Among a variety of other bizarre collections of facts, there's a page dedicated to the "maximum allowable defects in food." It's entertainingly disgusting to learn just how many rodent "excreta pellets" popcorn can have, and that the average mold count in frozen strawberries can be as much as 45 percent. Newspaper reports of apt marriage partners (Good-Loser, Mustard-Pickels, Beaver-Trimmer) are guaranteed chuckle inducers, and a page of excerpts from uncolicited manuscripts sent to an unnamed editor is, too. ("He peeled his eyes from the boy's face.")
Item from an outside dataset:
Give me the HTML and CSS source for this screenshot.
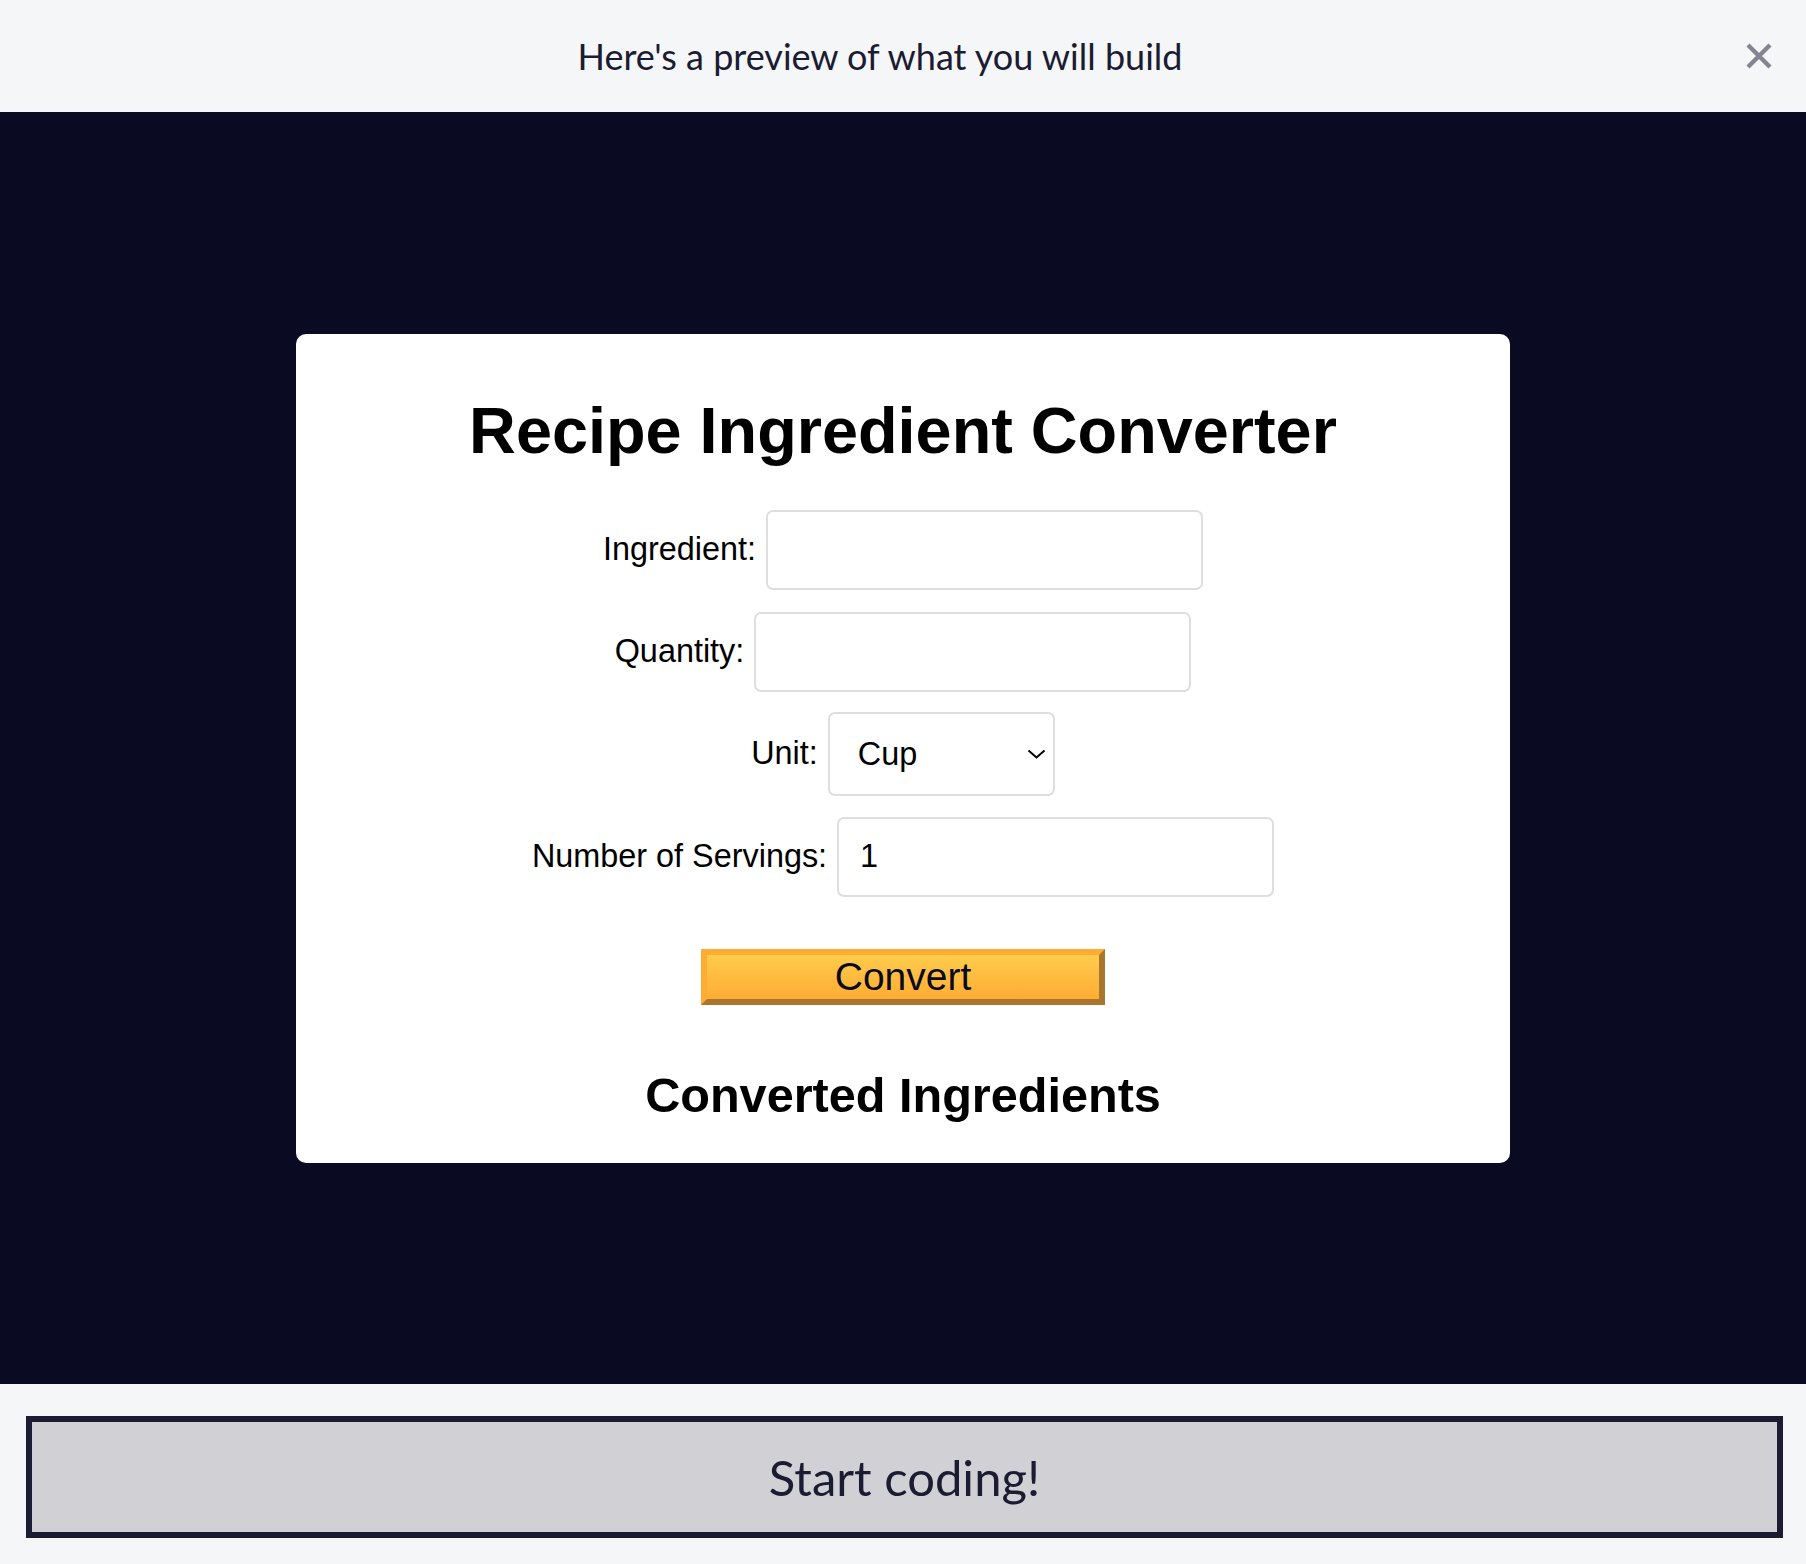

Although the variety in Big Book of True Facts is one of its strongest points, it's Tom Snyders' collection of funny signs, labels, ads, and gravestones that holds everything together. "The Bicycling Comedian" has been snapping odd signs for seventeen years while pedaling his touring bike more than 124,000 miles in fifty states, eleven countries, and three continents (including a trek to a small town with the appealing name of "Dongola"). Over 200 of his pictures are in the book, an impressive lineup that includes such classics as "Ronald McDonald Funeral Home," "Big Bone Lick State Park," and "Do Not Pass When Traffic Oncoming." Happy random-paging!